Lou and Sue Heavenrich in one of their favorite spots in Candor, next to the dam near the Village entrance. The couple were just named Candor People of the Year.

Lou and Sue Heavenrich in one of their favorite spots in Candor, next to the dam near the Village entrance. The couple were just named Candor People of the Year. 


Candor Community Services has named Lou and Sue Heavenrich its Candor Citizens of the Year for 2019, and a public reception will be held in their honor on May 5 from 2 to 4 p.m. 

Both Lou and Sue Heavenrich (the couple will be married 37 years in June) have earned the distinction in their own rights, according to a press release issued by Melvin Foster, president of the Candor Community Service Corporation.

Lou Heavenrich has volunteered for the Candor Emergency Squad for 30 years and has served two stints on its board. One of his prouder contributions was being involved as the organization moved out of debt.

“Lou’s commitment to providing emergency medical assistance has made many lives better over the years,” the press release states. 

He has also been a supporter of the Candor St. Baldrick’s event for the nine years of its existence, shaving his head every year to raise money for childhood cancer research and earning the title Knight Commander for his 10 years total of service with St.
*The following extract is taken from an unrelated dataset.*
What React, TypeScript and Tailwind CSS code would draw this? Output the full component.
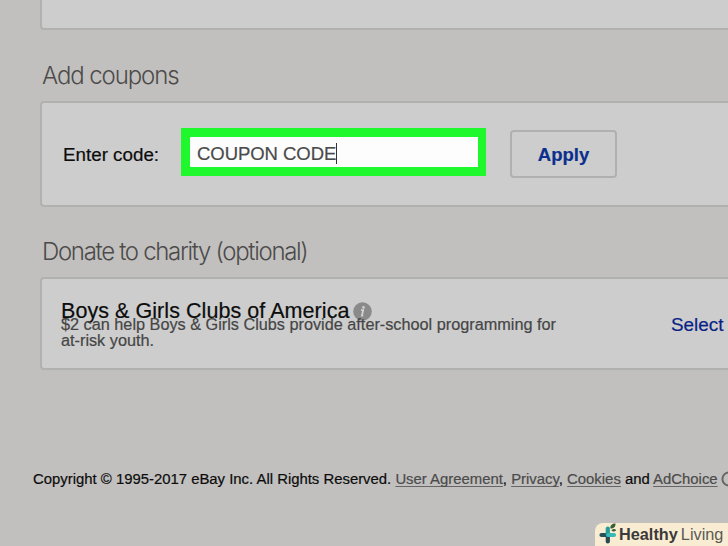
import React from 'react';

interface PanelProps {
  className: string;
  children?: React.ReactNode;
}

// Cards run off the right side of the page, so only the left corners are rounded
const Panel: React.FC<PanelProps> = ({ className, children }) => (
  <section className={`ml-10 shrink-0 border-2 border-r-0 border-[#b1b1b0] bg-[#cdcdcd] ${className}`}>
    {children}
  </section>
);

const FooterLink: React.FC<{ children: React.ReactNode }> = ({ children }) => (
  <a className="text-[#4b4b4b] underline decoration-[#666] decoration-1 underline-offset-2 [text-decoration-skip-ink:none]">
    {children}
  </a>
);

const InfoIcon = () => (
  <svg className="ml-[3px] h-[19px] w-[19px]" viewBox="0 0 19 19">
    <circle cx="9.5" cy="9.5" r="9.3" fill="#8a8a8a" />
    <circle cx="10.5" cy="5.4" r="1.3" fill="#d2d2d2" />
    <path d="M8 8.2h2.2l-1.3 5.4h1.3" fill="none" stroke="#d2d2d2" strokeWidth="1.8" />
  </svg>
);

const HealthyLivingLogo = () => (
  <svg className="h-[23px] w-5 shrink-0" viewBox="0 0 20 23">
    <g strokeWidth="4.2" strokeLinecap="round">
      <path d="M9.8 13v5.500" stroke="#2a4a52" />
      <path d="M3.500 12H9" stroke="#24505a" />
      <path d="M9.800 5.500V12" stroke="#249c9c" />
      <path d="M10.500 12h5.500" stroke="#39b9b5" />
    </g>
    <path d="M12.500 5.500c-.6-3 1.500-5 5-5 .2 3-1.500 5-5 5z" fill="#35602f" />
    <path d="M13.500 7.500c1-1.800 3.200-2 4.700-.5-1.200 1.800-3.200 2-4.700.5z" fill="#35602f" />
  </svg>
);

export default function App() {
  return (
    <div className="relative flex h-[546px] w-[728px] flex-col overflow-hidden bg-[#c1c0be] font-['Liberation_Sans',Arial,sans-serif] whitespace-nowrap text-[#0c0c0c] [-webkit-text-stroke:0.2px]">
      <Panel className="h-[30px] rounded-bl border-t-0" />

      <h2 className="mt-[31px] ml-[42px] h-10 font-[Inter,sans-serif] text-[24px] leading-[30px] font-light tracking-[-1.1px] text-[#4c4b4a] [-webkit-text-stroke:0]">
        Add coupons
      </h2>
      <Panel className="flex h-[106px] items-center rounded-l pl-[21px]">
        <label className="w-[118px] pt-0.5 text-[18.8px]">Enter code:</label>
        <div className="-mt-1 flex h-12 w-[305px] items-center border-8 border-y-9 border-l-9 border-[#20f82e] bg-[#fdfdfd] pt-[3px] pl-[7px] text-[18.5px] text-[#4a4a4a]">
          <span className="tracking-[-0.05px]">COUPON CODE</span>
          <span className="h-[21px] w-px bg-[#333]" />
        </div>
        <button className="ml-6 h-12 w-[107px] rounded border-2 border-[#b0b0b0] pt-px text-[18.5px] font-bold text-[#0b2f8c]">
          Apply
        </button>
      </Panel>

      <h2 className="mt-[30px] ml-[42px] h-10 font-[Inter,sans-serif] text-[24px] leading-[30px] font-light tracking-[-1.32px] text-[#4c4b4a] [-webkit-text-stroke:0]">
        Donate to charity (optional)
      </h2>
      <Panel className="flex h-[93px] rounded-l pt-[22px] pl-[19px]">
        <div className="w-[610px]">
          <h3 className="flex h-5 items-center text-[21.5px] tracking-[0.06px]">
            Boys &amp; Girls Clubs of America
            <InfoIcon />
          </h3>
          <p className="-mt-[5px] text-[16.25px] leading-4 text-[#454545]">
            $2 can help Boys &amp; Girls Clubs provide after-school programming for
            <br />
            at-risk youth.
          </p>
        </div>
        <a className="pt-[14px] text-[18.9px] leading-5 text-[#0a1f86]">Select</a>
      </Panel>

      <footer className="mt-[99px] ml-[33px] flex h-5 items-center text-[14.89px] leading-4">
        <p>
          Copyright © 1995-2017 eBay Inc. All Rights Reserved. <FooterLink>User Agreement</FooterLink>,{' '}
          <FooterLink>Privacy</FooterLink>, <FooterLink>Cookies</FooterLink> and <FooterLink>AdChoice</FooterLink>
        </p>
        <svg className="ml-[3px] h-4 w-4 shrink-0" viewBox="0 0 16 16">
          <circle cx="8" cy="8" r="6.6" fill="none" stroke="#666" strokeWidth="2" />
        </svg>
      </footer>

      {/* Watermark */}
      <div className="absolute right-0 bottom-0 flex h-[23px] w-[133px] items-center rounded-tl-lg bg-[#f8edd3] pl-[3px] text-[16.3px] text-[#3c3a38] [-webkit-text-stroke:0]">
        <HealthyLivingLogo />
        <span className="ml-px font-bold">Healthy</span>
        <span className="ml-[3px] text-[#5c5953]">Living</span>
      </div>
    </div>
  );
}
Baldrick’s. 

In the past he was a volunteer with the Candor Soccer Club and Tioga County Youth Soccer Association.

The Heavenriches met while teaching at the same school in Stowe, VT. They moved to Candor after Lou Heavenrich was transferred to Endicott for a position at IBM. 

They have two sons who were homeschooled until fifth grade, then attended Candor schools. Sue Heavenrich said she developed a keen curiosity for the natural world while homeschooling her sons, which led to a lifelong exploration of the subject and the publication of multiple books and articles. 

Sue Heavenrich has volunteered many ways at the Candor Free Library, where she was a library trustee for 17 years. She is a blogger and content manager for the library webpage. She has also been involved in the Friends of the Candor Free Library, and this past fall she was elected to serve as a Tioga County trustee on the Finger Lakes Library System board. 

“She was a valuable member of the board and served as the secretary for many years,” said Fran Howe, now-retired longtime Candor Free Library director. 

“She was always a woman full of ideas and enthusiasm for the library and library services,” Howe added, “and she did many volunteer projects working with children.”

Sue Heavenrich has been a passionate proponent of the Tai Chi for Seniors program in Candor; she organized it and has been the instructor for 11 years. Three of her former students are now teaching Tai Chi elsewhere. 

“But probably what has gained her the most notice (or notoriety) is her role as town activist,” the press release states. “For years she has advocated and acted for open government, first amendment exercise, and environmental stewardship, in her occupation as a newspaper writer for several local papers, as well as in her role as an engaged citizen.”

In her latest book, “Diet for a Changing Climate: Food for Thought,” she collaborated with Christy Mihaly to investigate insects and invasive weeds as possible food sources. This book was included by The Nature Generation on its short list for the national Green Earth Book Award 2019. 

“Dandelions are better than kale,” she proclaimed on a sunny morning while sipping tea with her husband at Firehouse Cafe in Candor. The whole first section of the book is dedicated to edible weeds. 

The couple said they chose to stay in Candor simply because it became home to them. 

“It’s our house,” said Sue Heavenrich; when people come up the road and see it, she said, they immediately know why they’re here.

“Sue has a little organic garden,” her husband added. 

In their unique ways, they have both carved out a niche in Candor that no one else could fill, and they plan to continue calling it home.